Everything in the data should be repeated exactly, save for the images.

####

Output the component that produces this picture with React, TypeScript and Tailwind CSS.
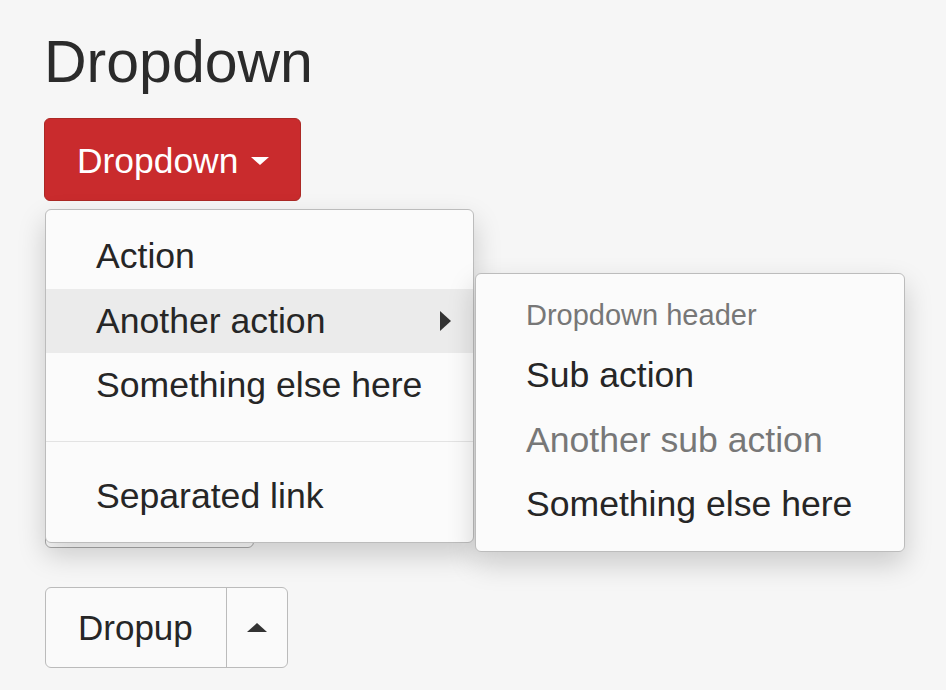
export default function App() {
  const item = "px-[50px] py-[7px] text-[35.6px] leading-[50.5px] whitespace-nowrap";

  return (
    <div className="min-h-[690px] bg-[#f6f6f6] pl-[44px] pt-[33px] font-['Liberation_Sans',Arial,sans-serif] text-[#262626]">
      <h1 className="text-[59px] leading-[58px] font-normal text-[#2b2b2b]">Dropdown</h1>

      <div className="relative mt-[27px] w-fit">
        <button className="flex h-[83px] items-center gap-[13px] rounded-[6px] border border-[#ac2925] bg-[#c92b2d] pl-[32px] pr-[31px] pt-[2px] text-[35.4px] leading-[50px] text-white">
          Dropdown
          <span className="h-0 w-0 border-x-[9px] border-t-[8px] border-x-transparent border-t-white" />
        </button>

        <div className="absolute left-[1px] top-[91px] z-10 w-[429px] rounded-[6px] border border-[#bcbcbc] bg-[#fbfbfb] py-[14px] shadow-[0_12px_28px_rgba(0,0,0,0.18)]">
          <div className={item}>Action</div>
          <div className={`${item} flex items-center justify-between bg-[#ebebeb] pr-[22px]`}>
            Another action
            <span className="h-0 w-0 border-y-[10px] border-l-[11px] border-y-transparent border-l-[#333]" />
          </div>
          <div className={item}>Something else here</div>
          <div className="mb-[22px] mt-[23px] h-px bg-[#e3e3e3]" />
          <div className={item}>Separated link</div>

          <div className="absolute left-[429px] top-[63px] w-[430px] rounded-[6px] border border-[#bcbcbc] bg-[#fbfbfb] py-[14px] shadow-[0_12px_28px_rgba(0,0,0,0.18)]">
            <div className="px-[50px] pb-[7.5px] pt-[6.5px] text-[29px] leading-[41px] text-[#777]">Dropdown header</div>
            <div className={item}>Sub action</div>
            <div className={`${item} text-[#777]`}>Another sub action</div>
            <div className={item}>Something else here</div>
          </div>
        </div>
      </div>

      <div className="ml-[1px] mt-[264px] h-[83px] w-[209px] rounded-[6px] border border-[#aaa] bg-white" />

      <div className="ml-[1px] mt-[39px] flex h-[81px] w-fit rounded-[6px] border border-[#bbb] bg-[#fafafa]">
        <div className="pl-[32px] pr-[33px] pt-[15px] text-[35px] leading-[50px]">Dropup</div>
        <div className="flex w-[61px] items-center justify-center border-l border-[#bbb]">
          <span className="h-0 w-0 border-x-[10px] border-b-[9px] border-x-transparent border-b-[#333]" />
        </div>
      </div>
    </div>
  );
}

####

◆ **Task response**:
Output the component that produces this picture with React, TypeScript and Tailwind CSS.
export default function App() {
  const item = "px-[50px] py-[7px] text-[35.6px] leading-[50.5px] whitespace-nowrap";

  return (
    <div className="min-h-[690px] bg-[#f6f6f6] pl-[44px] pt-[33px] font-['Liberation_Sans',Arial,sans-serif] text-[#262626]">
      <h1 className="text-[59px] leading-[58px] font-normal text-[#2b2b2b]">Dropdown</h1>

      <div className="relative mt-[27px] w-fit">
        <button className="flex h-[83px] items-center gap-[13px] rounded-[6px] border border-[#ac2925] bg-[#c92b2d] pl-[32px] pr-[31px] pt-[2px] text-[35.4px] leading-[50px] text-white">
          Dropdown
          <span className="h-0 w-0 border-x-[9px] border-t-[8px] border-x-transparent border-t-white" />
        </button>

        <div className="absolute left-[1px] top-[91px] z-10 w-[429px] rounded-[6px] border border-[#bcbcbc] bg-[#fbfbfb] py-[14px] shadow-[0_12px_28px_rgba(0,0,0,0.18)]">
          <div className={item}>Action</div>
          <div className={`${item} flex items-center justify-between bg-[#ebebeb] pr-[22px]`}>
            Another action
            <span className="h-0 w-0 border-y-[10px] border-l-[11px] border-y-transparent border-l-[#333]" />
          </div>
          <div className={item}>Something else here</div>
          <div className="mb-[22px] mt-[23px] h-px bg-[#e3e3e3]" />
          <div className={item}>Separated link</div>

          <div className="absolute left-[429px] top-[63px] w-[430px] rounded-[6px] border border-[#bcbcbc] bg-[#fbfbfb] py-[14px] shadow-[0_12px_28px_rgba(0,0,0,0.18)]">
            <div className="px-[50px] pb-[7.5px] pt-[6.5px] text-[29px] leading-[41px] text-[#777]">Dropdown header</div>
            <div className={item}>Sub action</div>
            <div className={`${item} text-[#777]`}>Another sub action</div>
            <div className={item}>Something else here</div>
          </div>
        </div>
      </div>

      <div className="ml-[1px] mt-[264px] h-[83px] w-[209px] rounded-[6px] border border-[#aaa] bg-white" />

      <div className="ml-[1px] mt-[39px] flex h-[81px] w-fit rounded-[6px] border border-[#bbb] bg-[#fafafa]">
        <div className="pl-[32px] pr-[33px] pt-[15px] text-[35px] leading-[50px]">Dropup</div>
        <div className="flex w-[61px] items-center justify-center border-l border-[#bbb]">
          <span className="h-0 w-0 border-x-[10px] border-b-[9px] border-x-transparent border-b-[#333]" />
        </div>
      </div>
    </div>
  );
}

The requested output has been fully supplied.